Rosella Postorino nous raconte l’histoire d’un personnage qui habite ce que Primo Levi a défini dans I sommersi e i salvati (Les Naufragés et les Rescapés, Gallimard 1989) comme la « zone grise », cette surface hybride sur laquelle flottent les survivants, une zone aux contours mal définis qui sépare et relie les deux champs des maîtres et des esclaves. Le Assaggiatrici est un roman historique, une plongée intime au cœur de l’horreur nazie ; c’est aussi l’histoire d’un corps et de sa résistance concrète à la violence, à l’intoxication, à la mort ; c’est enfin un roman qui pose un problème moral, celui qui se pose à tout survivant. Dans un monde sans justice, sans Dieu (« Soit Dieu n’existe pas, soit Il est pervers », proclame Gregor), celui qui survit se pose cruellement la question de sa propre compromission avec le mal.

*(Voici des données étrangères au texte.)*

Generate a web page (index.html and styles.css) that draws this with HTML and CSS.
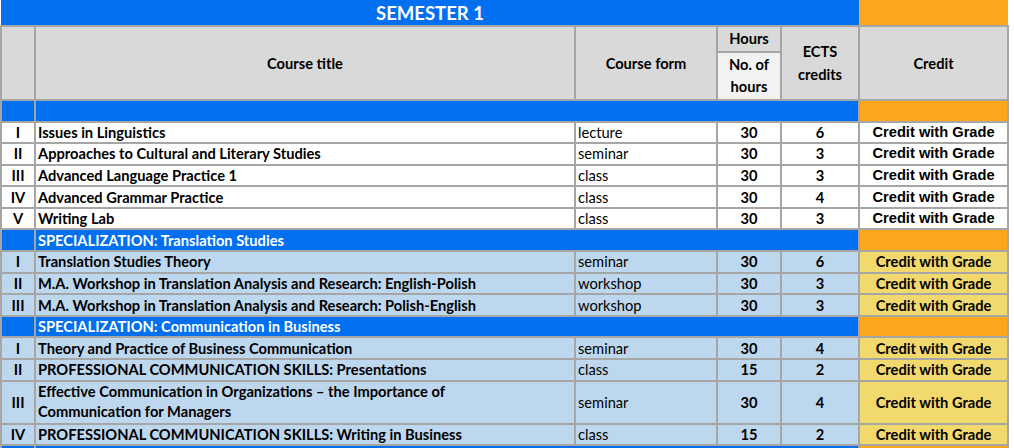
FILE: index.html
```html
<!DOCTYPE html>
<html lang="en">
<head>
<meta charset="utf-8">
<title>Semester 1</title>
<link rel="stylesheet" href="styles.css">
</head>
<body>
<table class="plan">
  <colgroup>
    <col class="c-no"><col class="c-title"><col class="c-form"><col class="c-hours"><col class="c-ects"><col class="c-credit">
  </colgroup>
  <tr class="r-sem">
    <th colspan="5" class="sem">SEMESTER 1</th>
    <th class="sem-orange"></th>
  </tr>
  <tr class="r-head1">
    <th rowspan="2" class="head"></th>
    <th rowspan="2" class="head">Course title</th>
    <th rowspan="2" class="head">Course form</th>
    <th class="head">Hours</th>
    <th rowspan="2" class="head ects">ECTS<br>credits</th>
    <th rowspan="2" class="head">Credit</th>
  </tr>
  <tr class="r-head2">
    <th class="head sub">No. of<br>hours</th>
  </tr>
  <tr class="band">
    <td class="blue"></td><td colspan="4" class="blue"></td><td class="orange"></td>
  </tr>

  <tr class="row">
    <td class="no">I</td><td class="title">Issues in Linguistics</td><td class="form">lecture</td><td class="num">30</td><td class="num">6</td><td class="credit arial">Credit with Grade</td>
  </tr>
  <tr class="row">
    <td class="no">II</td><td class="title">Approaches to Cultural and Literary Studies</td><td class="form">seminar</td><td class="num">30</td><td class="num">3</td><td class="credit arial">Credit with Grade</td>
  </tr>
  <tr class="row">
    <td class="no">III</td><td class="title">Advanced Language Practice 1</td><td class="form">class</td><td class="num">30</td><td class="num">3</td><td class="credit arial">Credit with Grade</td>
  </tr>
  <tr class="row">
    <td class="no">IV</td><td class="title">Advanced Grammar Practice</td><td class="form">class</td><td class="num">30</td><td class="num">4</td><td class="credit arial">Credit with Grade</td>
  </tr>
  <tr class="row">
    <td class="no">V</td><td class="title">Writing Lab</td><td class="form">class</td><td class="num">30</td><td class="num">3</td><td class="credit arial">Credit with Grade</td>
  </tr>

  <tr class="row band">
    <td class="blue"></td><td colspan="4" class="blue spec">SPECIALIZATION: Translation Studies</td><td class="orange"></td>
  </tr>
  <tr class="row tinted">
    <td class="no">I</td><td class="title">Translation Studies Theory</td><td class="form">seminar</td><td class="num">30</td><td class="num">6</td><td class="credit gold">Credit with Grade</td>
  </tr>
  <tr class="row tinted">
    <td class="no">II</td><td class="title">M.A. Workshop in Translation Analysis and Research: English-Polish</td><td class="form">workshop</td><td class="num">30</td><td class="num">3</td><td class="credit gold">Credit with Grade</td>
  </tr>
  <tr class="row tinted">
    <td class="no">III</td><td class="title">M.A. Workshop in Translation Analysis and Research: Polish-English</td><td class="form">workshop</td><td class="num">30</td><td class="num">3</td><td class="credit gold">Credit with Grade</td>
  </tr>

  <tr class="row band">
    <td class="blue"></td><td colspan="4" class="blue spec">SPECIALIZATION: Communication in Business</td><td class="orange"></td>
  </tr>
  <tr class="row tinted">
    <td class="no">I</td><td class="title">Theory and Practice of Business Communication</td><td class="form">seminar</td><td class="num">30</td><td class="num">4</td><td class="credit gold">Credit with Grade</td>
  </tr>
  <tr class="row tinted">
    <td class="no">II</td><td class="title">PROFESSIONAL COMMUNICATION SKILLS: Presentations</td><td class="form">class</td><td class="num">15</td><td class="num">2</td><td class="credit gold">Credit with Grade</td>
  </tr>
  <tr class="row2 tinted">
    <td class="no">III</td><td class="title wrap">Effective Communication in Organizations – the Importance of<br>Communication for Managers</td><td class="form">seminar</td><td class="num">30</td><td class="num">4</td><td class="credit gold">Credit with Grade</td>
  </tr>
  <tr class="row tinted">
    <td class="no">IV</td><td class="title">PROFESSIONAL COMMUNICATION SKILLS: Writing in Business</td><td class="form">class</td><td class="num">15</td><td class="num">2</td><td class="credit gold">Credit with Grade</td>
  </tr>
  <tr class="row band">
    <td class="blue"></td><td colspan="4" class="blue spec"></td><td class="orange"></td>
  </tr>
</table>
</body>
</html>
```

FILE: styles.css
```css
html, body {
  margin: 0;
  padding: 0;
  background: #ffffff;
}

body {
  font-family: Lato, "Liberation Sans", sans-serif;
  color: #000000;
}

.plan {
  border-collapse: collapse;
  table-layout: fixed;
  width: 1009px;
  font-size: 14.67px;
}

.c-no { width: 34px; }
.c-title { width: 540px; }
.c-form { width: 142px; }
.c-hours { width: 64px; }
.c-ects { width: 78px; }
.c-credit { width: 149px; }

.plan th,
.plan td {
  border: 2px solid #a6a6a6;
  padding: 0 2px;
  line-height: 17px;
  white-space: nowrap;
  overflow: hidden;
  vertical-align: middle;
}

.r-sem { height: 26px; }
.r-head1 { height: 25.5px; }
.r-head2 { height: 48.5px; }
.band { height: 21.5px; }
.row { height: 21.6px; }
.row2 { height: 43.2px; }

.plan .sem {
  border: none;
  background: #0070f0;
  color: #ffffff;
  font-size: 18.5px;
  font-weight: 700;
  text-align: center;
  line-height: 22px;
}

.plan .sem-orange {
  border: none;
  background: #fba71c;
}

.head {
  background: #d9d9d9;
  font-weight: 700;
  text-align: center;
}

.plan .head.sub {
  background: #f2f2f2;
  line-height: 22px;
}

.plan .head.ects {
  line-height: 23px;
}

.blue {
  background: #0070f0;
}

.orange {
  background: #fba71c;
}

.spec {
  color: #ffffff;
  font-weight: 700;
}

.no {
  text-align: center;
  font-weight: 700;
}

.title {
  font-weight: 700;
  padding-left: 3px;
}

.plan .wrap {
  line-height: 20.5px;
}

.form {
  padding-left: 3px;
}

.num {
  text-align: center;
  font-weight: 700;
}

.credit {
  text-align: center;
  font-weight: 700;
}

.arial {
  font-family: "Liberation Sans", Arial, sans-serif;
  font-size: 14.67px;
}

.tinted td {
  background: #bdd7ee;
}

.tinted td.gold {
  background: #f2d96e;
}
```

Le mérite indiscutable de ce roman est donc d’avoir placé un événement historiquement contextualisé dans une dimension existentielle, en élargissant à l’échelle de l’humanité cette condition de contrainte et d’ambivalence du prisonnier, car « à la caserne des goûteuses, on risque de mourir chaque jour, mais pas plus que quiconque est vivant ».

Bibliographie en italien :

POSTORINO, Rosella, Le Assaggiatrici, Feltrinelli, 2018, 285 pages.

Bibliographie en français :

POSTORINO, Rosella, La Goûteuse d’Hitler, traduit de l’italien par Dominique Vittoz, Albin Michel, 400 pages.